From the above, we see that the dataset contains 1 490 rows and three columns.  There are no missing values, but there are duplicate `Text` entries.  To prevent the model from over‑fitting on identical documents, we will drop duplicate texts when building features.

In [None]:

# Remove duplicates for visualisation
viz_df = train_df.drop_duplicates(subset='Text')

# Plot category distribution
plt.figure(figsize=(6, 4))
sns.countplot(y='Category', data=viz_df, order=viz_df['Category'].value_counts().index)
plt.title('Number of articles per category')
plt.xlabel('Count')
plt.ylabel('Category')
plt.tight_layout()
plt.show()

# Plot boxplot of word counts by category
plt.figure(figsize=(7, 4))
sns.boxplot(x='Category', y='word_count', data=viz_df)
plt.title('Distribution of word counts by category')
plt.xlabel('Category')
plt.ylabel('Word Count')
plt.xticks(rotation=45)
plt.tight_layout()
plt.show()

# Plot character count distribution
plt.figure(figsize=(6, 4))
sns.histplot(viz_df['char_count'], bins=50)
plt.title('Distribution of article character count')
plt.xlabel('Number of characters')
plt.ylabel('Frequency')
plt.tight_layout()
plt.show()



In [None]:

from sklearn.feature_extraction.text import CountVectorizer
from sklearn.feature_extraction import text
import numpy as np

# Compute top words after stop‑word removal
cv = CountVectorizer(stop_words='english')
word_counts = cv.fit_transform(train_df['Text'].str.lower())
total_counts = word_counts.sum(axis=0)
words = cv.get_feature_names_out()
word_freq = dict(zip(words, np.array(total_counts).flatten()))

# Get top 20 words
import heapq
top_words = heapq.nlargest(20, word_freq, key=word_freq.get)
top_counts = [word_freq[w] for w in top_words]

# Plot the top words
plt.figure(figsize=(8, 5))
sns.barplot(x=top_counts, y=top_words, palette='viridis')
plt.title('Top 20 frequent words (stop words removed)')
plt.xlabel('Frequency')
plt.ylabel('Word')
plt.tight_layout()
plt.show()


The bar chart above lists the 20 most frequent words after removing stop words.  Common journalistic terms such as **said**, **new**, **people** and **year** appear frequently.  Other terms like **election**, **music**, **film** and **mobile** hint at specific topics.

In [None]:

from sklearn.feature_extraction.text import TfidfVectorizer
from sklearn.decomposition import NMF

# Remove duplicate texts for NMF
nmf_df = train_df.drop_duplicates(subset='Text')

# TF‑IDF vectorisation
vectorizer = TfidfVectorizer(stop_words='english', max_features=5000)
X = vectorizer.fit_transform(nmf_df['Text'])
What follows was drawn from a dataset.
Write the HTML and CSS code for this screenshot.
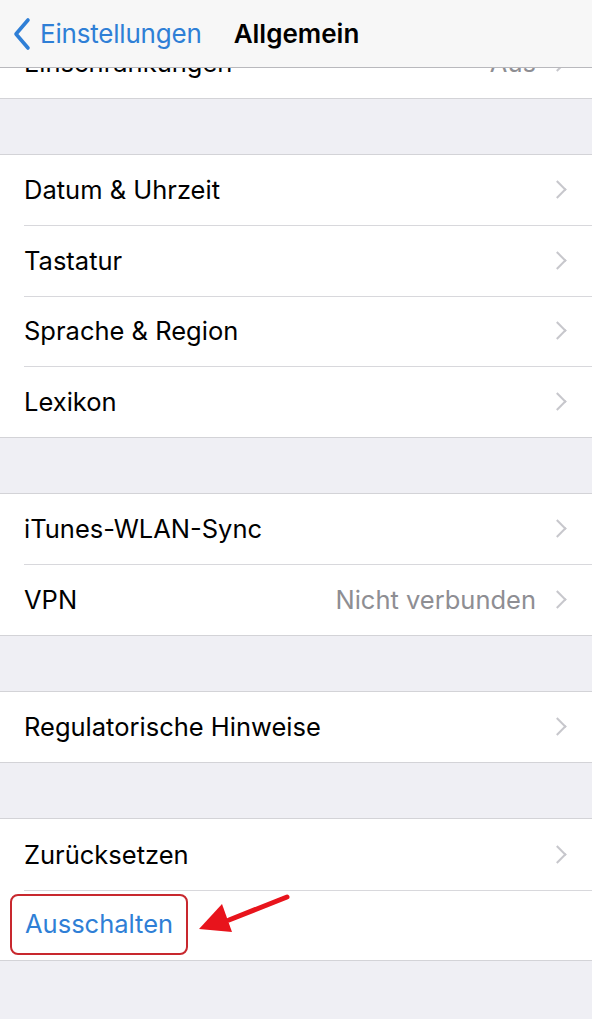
FILE: index.html
```html
<!DOCTYPE html>
<html lang="de">
<head>
    <meta charset="UTF-8">
    <meta name="viewport" content="width=device-width, initial-scale=1.0">
    <title>Allgemein</title>
    <link rel="stylesheet" href="styles.css">
</head>
<body>
    <div class="navbar">
        <a class="back" href="#">
            <svg class="back-icon" width="20" height="34" viewBox="0 0 20 34">
                <path d="M16 3 L4 17 L16 31" fill="none" stroke="#2f7fd6" stroke-width="3.6" stroke-linecap="round" stroke-linejoin="round"/>
            </svg>
            <span>Einstellungen</span>
        </a>
        <div class="title">Allgemein</div>
    </div>

    <div class="content">
        <div class="group first">
            <div class="row">
                <span class="label">Einschränkungen</span>
                <span class="detail">Aus</span>
                <span class="chevron"></span>
            </div>
        </div>

        <div class="group">
            <div class="row"><span class="label">Datum &amp; Uhrzeit</span><span class="chevron"></span></div>
            <div class="row"><span class="label">Tastatur</span><span class="chevron"></span></div>
            <div class="row"><span class="label">Sprache &amp; Region</span><span class="chevron"></span></div>
            <div class="row"><span class="label">Lexikon</span><span class="chevron"></span></div>
        </div>

        <div class="group">
            <div class="row"><span class="label">iTunes-WLAN-Sync</span><span class="chevron"></span></div>
            <div class="row"><span class="label">VPN</span><span class="detail">Nicht verbunden</span><span class="chevron"></span></div>
        </div>

        <div class="group">
            <div class="row"><span class="label">Regulatorische Hinweise</span><span class="chevron"></span></div>
        </div>

        <div class="group">
            <div class="row"><span class="label">Zurücksetzen</span><span class="chevron"></span></div>
            <div class="row action">
                <span class="label highlight">Ausschalten</span>
                <svg class="arrow" width="100" height="50" viewBox="0 0 100 50">
                    <line x1="88" y1="4" x2="30" y2="27" stroke="#e8141c" stroke-width="5" stroke-linecap="round"/>
                    <polygon points="0,36 23,11 33,39" fill="#e8141c"/>
                </svg>
            </div>
        </div>
    </div>
</body>
</html>
```

FILE: styles.css
```css
body {
    margin: 0;
    padding: 0;
    width: 592px;
    height: 1019px;
    overflow: hidden;
    background-color: #efeff4;
    font-family: Inter, "Noto Sans", Arial, sans-serif;
    position: relative;
}

.navbar {
    position: absolute;
    top: 0;
    left: 0;
    right: 0;
    height: 67px;
    background-color: #f7f7f7;
    border-bottom: 1px solid #b9b9bd;
    display: flex;
    align-items: center;
    z-index: 2;
}

.back {
    display: flex;
    align-items: center;
    text-decoration: none;
    color: #2f7fd6;
    font-size: 26px;
    margin-left: 12px;
    letter-spacing: -0.2px;
}

.back-icon {
    margin-right: 8px;
}

.title {
    margin-left: 32px;
    font-size: 26px;
    font-weight: 600;
    color: #000;
}

.content {
    padding-top: 27px;
}

.group {
    background-color: #fff;
    border-top: 1px solid #d3d3d7;
    border-bottom: 1px solid #d3d3d7;
    margin-bottom: 55px;
}

.group.first {
    border-top: none;
}

.row {
    height: 70.5px;
    display: flex;
    align-items: center;
    padding-left: 24px;
    padding-right: 24px;
    position: relative;
}

.row + .row::before {
    content: "";
    position: absolute;
    top: 0;
    left: 24px;
    right: 0;
    border-top: 1px solid #d8d8dc;
}

.label {
    flex: 1;
    font-size: 25.5px;
    color: #000;
}

.detail {
    font-size: 25.5px;
    color: #8e8e93;
    margin-right: 15px;
}

.chevron {
    width: 11px;
    height: 11px;
    border-top: 2.5px solid #c7c7cc;
    border-right: 2.5px solid #c7c7cc;
    transform: rotate(45deg);
    margin-right: 4px;
}

.action .label {
    flex: none;
}

.highlight {
    color: #2f7fd6;
    border: 2px solid #c8282e;
    border-radius: 8px;
    padding: 12px 13px 14px 13px;
    margin-left: -14px;
}

.arrow {
    position: absolute;
    left: 199px;
    top: 3px;
}
```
# Apply NMF with 5 components (number of categories)
n_topics = 5
nmf_model = NMF(n_components=n_topics, random_state=42)
W = nmf_model.fit_transform(X)
H = nmf_model.components_

# Display top words for each topic
feature_names = vectorizer.get_feature_names_out()
for topic_idx, topic in enumerate(H):
    top_indices = topic.argsort()[::-1][:10]
    top_words = [feature_names[i] for i in top_indices]
    print(f'Topic {topic_idx + 1} top words: {", ".join(top_words)}')


The NMF model uncovers latent topics by factorising the TF‑IDF matrix into non‑negative components.  Each topic is represented by a set of high‑weight words.  In our case, the topics align closely with the five news categories: one topic contains sports terms like *england*, *game* and *win*; another contains political terms like *labour*, *election* and *blair*; a business topic includes words like *growth* and *economy*; an entertainment topic contains *film*, *awards* and *actor*; and a technology topic includes *mobile*, *music* and *phone*.  This alignment suggests that TF‑IDF combined with NMF captures meaningful structure in the corpus.

## 2. Discussion of embedding methods and plan of analysis

Several techniques can convert raw text into numeric features:

* **Term Frequency–Inverse Document Frequency (TF‑IDF)** weighs each term according to how often it appears in a document and how rare it is across the corpus.  Terms that are frequent in a document but rare overall receive higher weights, which often improves discrimination.
* **Word2Vec** trains a shallow neural network to predict context words (skip‑gram) or predict a word from its context (CBOW).  After training, semantically similar words have similar vectors.
* **GloVe** constructs a global co‑occurrence matrix and factorises it so that the dot product of two word vectors approximates the log probability of the words appearing together.  GloVe embeddings capture both local and global context.

For this project we choose TF‑IDF followed by NMF.  Unlike Word2Vec or GloVe, TF‑IDF does not require a large corpus to learn useful representations.  NMF reduces the high‑dimensional TF‑IDF matrix to a handful of interpretable topics that align with the news categories.  The resulting features will serve as inputs to a classifier in the next stage of the project.

## 3. Data cleaning and next steps

Before training a model we will:
1. **Convert to lower case and remove punctuation** to reduce vocabulary size.
2. **Remove stop words and apply lemmatisation or stemming** to reduce inflected forms.
3. **Drop duplicate texts** to avoid biasing the model.
4. **Vectorise** the cleaned corpus with TF‑IDF, limiting the vocabulary size.
5. **Apply NMF** to reduce dimensionality and extract latent topics.

Next we will train a classifier (e.g., logistic regression or SVM) on the NMF features, tune hyper‑parameters using cross‑validation, and evaluate accuracy and F1‑scores.